The paper further evaluates the proposed 50k-hour model against Vevo1.5, F5-TTS, and a much larger CosyVoice model trained on 170k hours. The comparison is subjective preference only. The proposed model wins against Vevo1.5 and F5-TTS on all three datasets, and it also beats the larger CosyVoice model on the style-rich ESD and Internal sets. Against the larger CosyVoice model on AISHELL-3, the proposed method does not show a significant preference advantage, but it remains competitive.

7. Interpretation

The paper's central interpretation is that style is not a fixed utterance-level attribute that can always be solved by a single upfront prompt. Instead, style emerges over time as the utterance is generated. By feeding already generated speech back into the prosody prediction path, the model can better align future syllables with the style trajectory established so far. This appears to help most on expressive datasets, where emotion and rhythmic shaping matter more than on neutral speech.

Another important interpretation is that dynamic prosody prediction may be especially useful when training data is limited. The authors explicitly suggest that the mechanism can compensate for a prosody-learning deficit and narrow the performance gap between smaller and larger training regimes. This claim is supported by preference wins over a much larger CosyVoice model on the expressive test sets.

8. Stated limitations and scope

The paper does not include a dedicated limitations section, but several constraints are clear from the reported setup:

• The method is evaluated only on Mandarin Chinese, where the syllable structure aligns naturally with the modeling choice.
• The prosody tokenization is based on a hand-designed four-feature syllable representation $[d_i, e_i, h_i, r_i]$ followed by k-means clustering, so the approach depends on external pitch/energy extraction and forced alignment.
• The internal test set lacks speaker labels, which prevents some objective prosody metrics from being computed there.
• The paper's broader claim about improved speaker similarity is supported by three datasets and subjective/objective metrics, but the work does not report an ablation table isolating each component beyond the main comparison to CosyVoice and CoT.

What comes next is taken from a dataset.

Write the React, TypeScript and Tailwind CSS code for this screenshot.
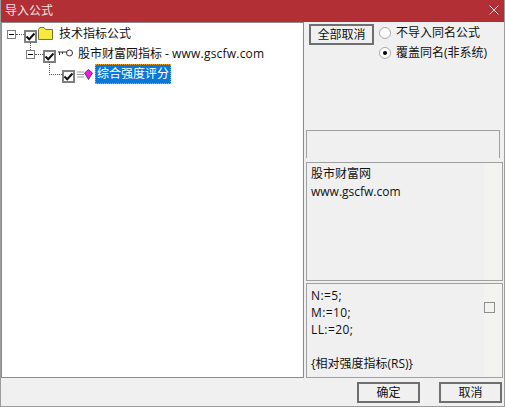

The conclusion explicitly notes that the method's ability to reduce the prosody-learning gap between small- and large-scale data regimes is promising and merits future investigation.

9. Bottom line

This paper proposes a straightforward but effective idea: make prosody prediction online rather than static by conditioning the current syllable's prosody on the speech already generated. Within a CosyVoice-style LLM-based TTS system, this dynamic conditioning improves expressive style transfer, speaker similarity, and prosody fidelity, while preserving naturalness and intelligibility. The strongest gains appear on emotionally rich or style-diverse data, and the method also competes favorably with larger open-source systems trained on more data.